━━━ Data ━━━

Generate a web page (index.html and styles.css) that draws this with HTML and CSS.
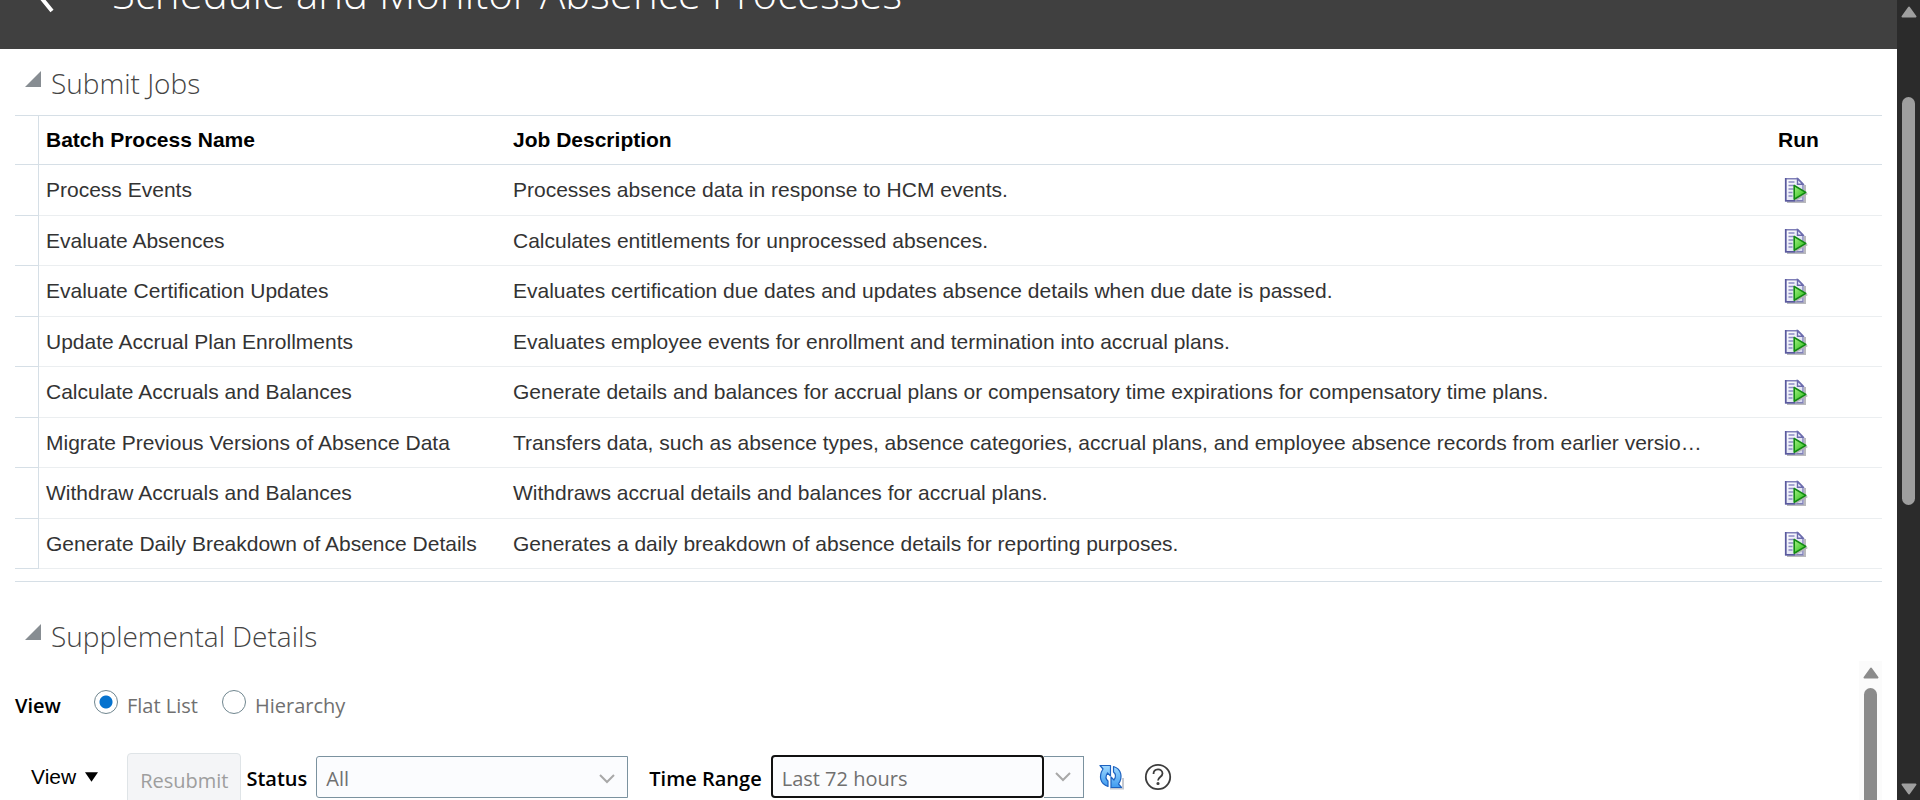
FILE: index.html
```html
<!DOCTYPE html>
<html lang="en">
<head>
<meta charset="utf-8">
<title>Schedule and Monitor Absence Processes</title>
<link rel="stylesheet" href="styles.css">
</head>
<body>
<svg class="sprite" aria-hidden="true">
  <defs>
    <linearGradient id="play" x1="0" y1="0" x2="1" y2="1">
      <stop offset="0" stop-color="#a6ee86"/><stop offset="1" stop-color="#22bd10"/>
    </linearGradient>
    <linearGradient id="paper" x1="0" y1="0" x2="1" y2="1">
      <stop offset="0" stop-color="#fff"/><stop offset="1" stop-color="#d3d6ee"/>
    </linearGradient>
    <linearGradient id="blue" x1="0" y1="0" x2="0" y2="1">
      <stop offset="0" stop-color="#9fd8ff"/><stop offset="1" stop-color="#3f9bef"/>
    </linearGradient>
  </defs>
  <symbol id="run" viewBox="0 0 24 26">
    <path d="M3 25h18V8" fill="none" stroke="#b9b9bd" stroke-width="2"/>
    <path d="M1.7 1.7H14l5 5v17H1.7z" fill="url(#paper)" stroke="#8080b8" stroke-width="1.4"/>
    <path d="M1.7 1v23.5M1 23.700h10" stroke="#5a5a9e" stroke-width="1.6"/>
    <path d="M13.500 1.700v5.500H19z" fill="#eef" stroke="#6a6aac" stroke-width="1.4"/>
    <path d="M4.500 5h6M4.500 8.500h6M4.500 12h5M4.500 15.500h4M4.500 19h4" stroke="#8c8cc4" stroke-width="1.4"/>
    <path d="M11.500 9.500v14.500L24 17z" fill="#b4b4b8"/>
    <path d="M10.200 8.500v13.800L21.800 15.400z" fill="url(#play)" stroke="#128a12" stroke-width="1.6" stroke-linejoin="round"/>
  </symbol>
</svg>
<div class="app">
  <div class="page">
    <header class="banner">
      <button class="back" type="button" aria-label="Back">
        <svg width="20" height="36" viewBox="0 0 20 36"><path d="M17 2L3 18l13 16" fill="none" stroke="#fff" stroke-width="4"/></svg>
      </button>
      <h1 class="title">Schedule and Monitor Absence Processes</h1>
    </header>

    <main class="content">
      <section>
        <h2 class="heading"><span class="disclosure"></span>Submit Jobs</h2>
        <div class="table-frame">
          <table class="jobs">
            <colgroup><col class="col-handle"><col class="col-name"><col><col class="col-run"></colgroup>
            <thead>
              <tr><td></td><th scope="col">Batch Process Name</th><th scope="col">Job Description</th><th scope="col" class="run-cell">Run</th></tr>
            </thead>
            <tbody>
              <tr><td></td><td>Process Events</td><td>Processes absence data in response to HCM events.</td><td class="run-cell"><button class="run" type="button" aria-label="Run Process Events"><svg width="24" height="26"><use href="#run"/></svg></button></td></tr>
              <tr><td></td><td>Evaluate Absences</td><td>Calculates entitlements for unprocessed absences.</td><td class="run-cell"><button class="run" type="button" aria-label="Run Evaluate Absences"><svg width="24" height="26"><use href="#run"/></svg></button></td></tr>
              <tr><td></td><td>Evaluate Certification Updates</td><td>Evaluates certification due dates and updates absence details when due date is passed.</td><td class="run-cell"><button class="run" type="button" aria-label="Run Evaluate Certification Updates"><svg width="24" height="26"><use href="#run"/></svg></button></td></tr>
              <tr><td></td><td>Update Accrual Plan Enrollments</td><td>Evaluates employee events for enrollment and termination into accrual plans.</td><td class="run-cell"><button class="run" type="button" aria-label="Run Update Accrual Plan Enrollments"><svg width="24" height="26"><use href="#run"/></svg></button></td></tr>
              <tr><td></td><td>Calculate Accruals and Balances</td><td>Generate details and balances for accrual plans or compensatory time expirations for compensatory time plans.</td><td class="run-cell"><button class="run" type="button" aria-label="Run Calculate Accruals and Balances"><svg width="24" height="26"><use href="#run"/></svg></button></td></tr>
              <tr><td></td><td>Migrate Previous Versions of Absence Data</td><td>Transfers data, such as absence types, absence categories, accrual plans, and employee absence records from earlier versio…</td><td class="run-cell"><button class="run" type="button" aria-label="Run Migrate Previous Versions of Absence Data"><svg width="24" height="26"><use href="#run"/></svg></button></td></tr>
              <tr><td></td><td>Withdraw Accruals and Balances</td><td>Withdraws accrual details and balances for accrual plans.</td><td class="run-cell"><button class="run" type="button" aria-label="Run Withdraw Accruals and Balances"><svg width="24" height="26"><use href="#run"/></svg></button></td></tr>
              <tr><td></td><td>Generate Daily Breakdown of Absence Details</td><td>Generates a daily breakdown of absence details for reporting purposes.</td><td class="run-cell"><button class="run" type="button" aria-label="Run Generate Daily Breakdown of Absence Details"><svg width="24" height="26"><use href="#run"/></svg></button></td></tr>
            </tbody>
          </table>
        </div>
      </section>

      <section class="supplemental">
        <h2 class="heading"><span class="disclosure"></span>Supplemental Details</h2>
        <div class="panel">
          <div class="panel-body">
            <div class="view-row" role="radiogroup" aria-labelledby="view-label">
              <span class="view-label" id="view-label">View</span>
              <label class="choice"><input type="radio" name="view" checked><span>Flat List</span></label>
              <label class="choice"><input type="radio" name="view"><span>Hierarchy</span></label>
            </div>
            <div class="toolbar">
              <button class="menu" type="button">View<svg width="13" height="10" viewBox="0 0 14 10"><path d="M0 0h14L7 10z"/></svg></button>
              <button class="resubmit" type="button" disabled>Resubmit</button>
              <label class="field-label" for="status">Status</label>
              <span class="status-box">
                <select class="status" id="status"><option>All</option></select>
                <svg class="status-arrow" width="16" height="10" viewBox="0 0 16 10"><path d="M1 1l7 7 7-7" fill="none" stroke="#a8a8a8" stroke-width="2"/></svg>
              </span>
              <label class="field-label range-label" for="range">Time Range</label>
              <span class="combo">
                <input class="range" id="range" type="text" value="Last 72 hours">
                <button class="combo-button" type="button" aria-label="Show time ranges"><svg width="16" height="10" viewBox="0 0 16 10"><path d="M1 1l7 7 7-7" fill="none" stroke="#a8a8a8" stroke-width="2"/></svg></button>
              </span>
              <button class="icon-button" type="button" aria-label="Refresh">
                <svg width="26" height="26" viewBox="0 0 26 26">
                  <path d="M12 24.500h13V14" fill="none" stroke="#c4c8d0" stroke-width="2"/>
                  <g fill="url(#blue)" stroke="#1d62c0" stroke-width="1.2" stroke-linejoin="round">
                    <path d="M2 1.500h10.500v10.500L9.500 9c-2 3-2 6 .5 8v5.500C2 20 .500 12 5 5z"/>
                    <path d="M23.500 23.500H13V13l3 3c2-3 2-6-.5-8V2.500C23.500 5 25 13 20.500 20z"/>
                  </g>
                </svg>
              </button>
              <button class="icon-button help" type="button" aria-label="Help">
                <svg width="28" height="28" viewBox="0 0 28 28" fill="none" stroke="#3c3c3c" stroke-width="1.8">
                  <circle cx="14" cy="14" r="12.2"/>
                  <path d="M9.500 11c0-6 9-6 9-.5 0 3.500-4.500 3.500-4.500 7"/>
                  <circle cx="14" cy="20.500" r=".7" fill="#3c3c3c"/>
                </svg>
              </button>
            </div>
          </div>
          <div class="scroll scroll-inner" aria-hidden="true">
            <svg width="16" height="12" viewBox="0 0 16 12"><path d="M8 1.500L14.500 10.500h-13z" fill="#8b8b8b" stroke="#8b8b8b" stroke-width="2" stroke-linejoin="round"/></svg>
            <span class="thumb"></span>
          </div>
        </div>
      </section>
    </main>
  </div>
  <div class="scroll scroll-outer" aria-hidden="true">
    <svg width="16" height="12" viewBox="0 0 16 12"><path d="M8 1.500L14.500 10.500h-13z" fill="#9f9f9f" stroke="#9f9f9f" stroke-width="2" stroke-linejoin="round"/></svg>
    <div class="track"><span class="thumb"></span></div>
    <svg width="16" height="12" viewBox="0 0 16 12"><path d="M8 10.500L14.500 1.500h-13z" fill="#9f9f9f" stroke="#9f9f9f" stroke-width="2" stroke-linejoin="round"/></svg>
  </div>
</div>
</body>
</html>
```
FILE: styles.css
```css
* { box-sizing: border-box; }

body {
  margin: 0;
  background: #fff;
  color: #333;
  font-family: "Liberation Sans", Arial, sans-serif;
  font-size: 20px;
}

button { padding: 0; border: 0; background: none; font: inherit; color: inherit; }
svg { display: block; }
.sprite { position: absolute; width: 0; height: 0; }

.app {
  display: grid;
  grid-template-columns: minmax(0, 1fr) 23px;
  height: 100vh;
  overflow: hidden;
}
.page { display: flex; flex-direction: column; min-height: 0; overflow: hidden; }

/* Banner, scrolled partly out of view */
.banner {
  display: flex;
  align-items: flex-end;
  flex: none;
  gap: 56px;
  height: 49px;
  padding: 0 36px 26px;
  background: #404040;
  color: #fff;
}
.back { margin-bottom: 10px; }
.title {
  margin: 0;
  font: 300 42px/60px "Open Sans", "Noto Sans", sans-serif;
  white-space: nowrap;
}

.content { flex: 1; min-height: 0; padding: 0 15px; }

.heading {
  display: flex;
  align-items: center;
  gap: 10px;
  margin: 0;
  padding: 14px 10px 12px;
  color: #444;
  font: 300 28px/40px "Open Sans", "Noto Sans", sans-serif;
}
.disclosure {
  width: 16px;
  height: 16px;
  margin-bottom: 8px;
  background: #878d92;
  clip-path: polygon(100% 0, 100% 100%, 0 100%);
}

.table-frame {
  padding-bottom: 12px;
  border: solid #d6dfe6;
  border-width: 1px 0;
}
.jobs {
  width: 100%;
  table-layout: fixed;
  border-collapse: separate;
  border-spacing: 0;
  font-size: 21px;
}
.col-handle { width: 24px; }
.col-name { width: 467px; }
.col-run { width: 167px; }
.jobs td, .jobs th {
  height: 51px;
  padding: 0 7px;
  border-bottom: 1px solid #ebeef0;
  text-align: left;
  white-space: nowrap;
}
.jobs tr:nth-child(even) td { height: 50px; }
.jobs thead th, .jobs thead td {
  height: 49px;
  border-bottom-color: #d6dfe6;
  color: #000;
}
.jobs td:first-child {
  padding: 0;
  border-right: 1px solid #d6dfe6;
  border-bottom-color: #d6dfe6;
}
.jobs .run-cell { text-align: center; }
.run { display: inline-block; vertical-align: middle; margin-right: 6px; }

.supplemental { padding-top: 20px; }
.supplemental .heading { padding: 14px 10px 5px; }
.panel { display: flex; align-items: flex-start; }
.panel-body {
  flex: 1;
  min-width: 0;
  padding-top: 28px;
  font-family: "Open Sans", "Noto Sans", sans-serif;
}

.view-row { display: flex; align-items: center; height: 32px; }
.view-label { width: 79px; color: #000; font-weight: 600; }
.choice {
  display: flex;
  align-items: center;
  gap: 9px;
  margin-right: 24px;
  color: #707070;
  font-weight: 500;
}
.choice input {
  appearance: none;
  width: 24px;
  height: 24px;
  margin: 0 0 6px;
  border: 1px solid #70868f;
  border-radius: 50%;
  background: #fff;
}
.choice input:checked { background: radial-gradient(circle, #0572ce 6px, #fff 7px); }

.toolbar { display: flex; align-items: flex-start; padding-top: 32px; font-weight: 600; }
.menu {
  display: flex;
  align-items: center;
  gap: 9px;
  height: 47px;
  margin: 0 29px 0 16px;
  color: #000;
  font-family: "Liberation Sans", Arial, sans-serif;
  font-size: 21px;
  font-weight: 400;
}
.resubmit {
  height: 54px;
  padding: 0 12px;
  border: 1px solid #dfe4e7;
  border-radius: 4px;
  background: #f4f5f7;
  color: #9e9e9e;
  font-weight: 500;
}
.field-label { margin: 0 9px 0 5px; color: #000; line-height: 52px; white-space: nowrap; }
.status-box { position: relative; }
.status {
  appearance: none;
  display: block;
  width: 312px;
  height: 42px;
  margin-top: 3px;
  padding: 2px 9px 0;
  border: 1px solid #7b929f;
  border-radius: 3px 0 0 3px;
  background: #fbfcfe;
  color: #707070;
  font: inherit;
  font-weight: 500;
}
.status-arrow { position: absolute; right: 13px; top: 21px; }
.range-label { margin-left: 21px; }
.combo { display: flex; margin-top: 2px; }
.range {
  width: 273px;
  height: 43px;
  padding: 3px 9px 0;
  border: 2px solid #111;
  border-radius: 4px;
  outline: 0;
  background: #fbfcfe;
  color: #707070;
  font: inherit;
  font-weight: 500;
}
.combo-button {
  display: grid;
  place-items: center;
  width: 40px;
  height: 42px;
  margin-top: 1px;
  border: 1px solid #7b929f;
  border-left: 0;
  background: #fbfcfe;
}
.icon-button { margin: 11px 0 0 14px; }
.help { margin: 10px 0 0 20px; }

.scroll { display: flex; flex-direction: column; align-items: center; }
.thumb { display: block; width: 13px; border-radius: 7px; }
.scroll-outer { padding: 6px 0 5px; background: #2b2b2b; }
.track { flex: 1; padding-top: 79px; }
.scroll-outer .thumb { height: 408px; background: #9f9f9f; }
.scroll-inner { width: 23px; gap: 9px; padding-top: 6px; background: #fbfbfb; }
.scroll-inner .thumb { height: 240px; background: #8b8b8b; }
```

━━━

*What the exercise asks*:
Collect the lines of the data that carry the word "page".

*Response for this exercise*:
Generate a web page (index.html and styles.css) that draws this with HTML and CSS.
  <div class="page">
.page { display: flex; flex-direction: column; min-height: 0; overflow: hidden; }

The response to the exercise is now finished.